I collect stories in my notebooks and blog about people while I travel instead of souvenirs. Photographs help, too. Often they become beloved characters in books and examples of this or that in columns.
One time before the Arab Uprising, my husband I were in Egypt on a trip that took us back in time. The sites and artifacts were magnificent, and the cultural understandings gained put the region in a proper perspective. I could go on and on.
That's not what I want to tell you, though.
There was a male traveler recently retired from a teaching career in our tour group, and he was traveling around the world solo. He hooked up with our group in Cairo for three weeks. Being a man with a rather out-going personality, he made the rounds of people and we all got to listen to his particular story. I might add that he was a caring individual who took the time to hear from you, too. Some people are like that.

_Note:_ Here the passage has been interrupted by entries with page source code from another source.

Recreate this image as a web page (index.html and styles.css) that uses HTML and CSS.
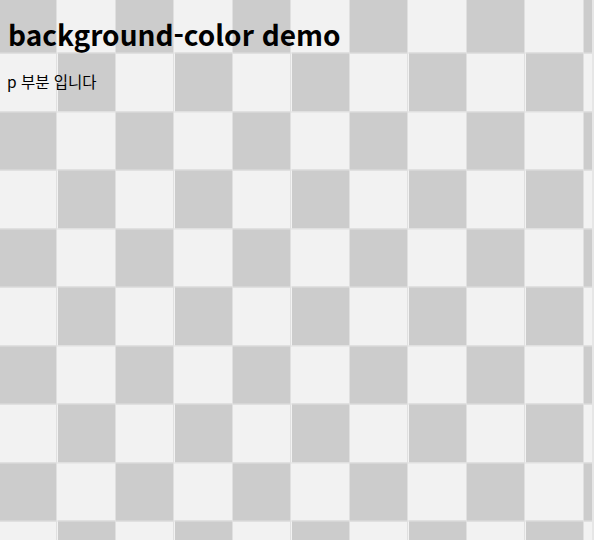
FILE: index.html
```html
<!DOCTYPE html>
<html lang="ko">
<head>
    <meta charset="UTF-8">
    <title>background-color demo</title>
    <link rel="stylesheet" href="styles.css">
</head>
<body>
    <h1>background-color demo</h1>
    <p>p 부분 입니다</p>
</body>
</html>
```

FILE: styles.css
```css
html {
    min-height: 100%;
    background-color: #f2f2f2;
    background-image:
        repeating-linear-gradient(90deg, transparent 0 57.5px, #e0e0e0 57.5px 58.5px),
        repeating-linear-gradient(0deg, transparent 0 57.5px, #e0e0e0 57.5px 58.5px),
        repeating-conic-gradient(#f2f2f2 0 25%, #cccccc 0 50%);
    background-size: 117px 117px, 117px 117px, 117px 117px;
    background-position: -1px -5.5px;
    box-shadow: inset -2px 0 #e6e6e6;
}
body {
    margin: 0;
    padding: 0 7px 0 8px;
    font-family: "Noto Sans CJK KR", "Noto Sans", sans-serif;
    color: #000;
}
h1 {
    margin: 0;
    padding-top: 14px;
    font-size: 28px;
    font-weight: bold;
    line-height: 40px;
}
p {
    margin: 16px 0 0 -1px;
    font-size: 15.5px;
}
```
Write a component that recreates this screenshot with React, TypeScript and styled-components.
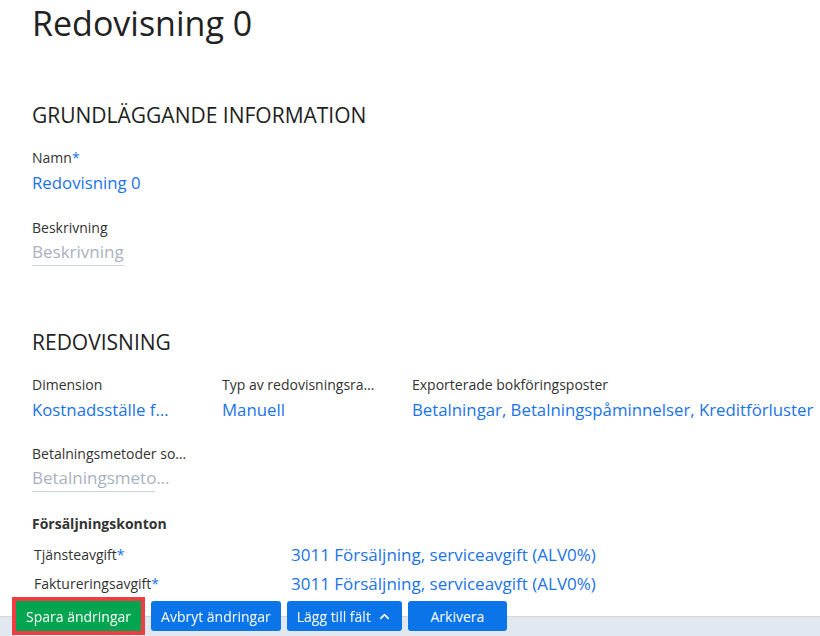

This male traveler - his name doesn't come back to me - explained that his wife and him had planned to travel the world after retirement. Unfortunately, as often the case, she was diagnosed with terminal cancer. Her husband immediately wanted to abandon the idea. She told him to promise her to go anyhow after she died in her memory. in fact, she helped him organize every part of the adventure from her hospital bed, and studied the travel guides, too.
So, here was the gentleman fufilling his promise, and on and off I would see him leaning over the rail of the Nile River cruise ship looking off into nowhere. Well, I bet that he was talking with his wife and sharing the moment.
Sure there were tears shed in conversations with us, and yet, there was hope, too, when he mentioned the future. He once said that life didn't exactly turn out as he thought it would, and he was learning acceptance of things that he couldn't change.
On the final night of the trip when we were getting ready to fly home, our male traveler was continuing on in Eastern Europe. We all wished him well, for by that time he had immersed himself into our lives, too, teaching us an invaluable lesson.
It's inevitiable that my husband and I talk about him periodically, and it makes us smile reminiscing about how fortunate we were to have had him wander into our lives.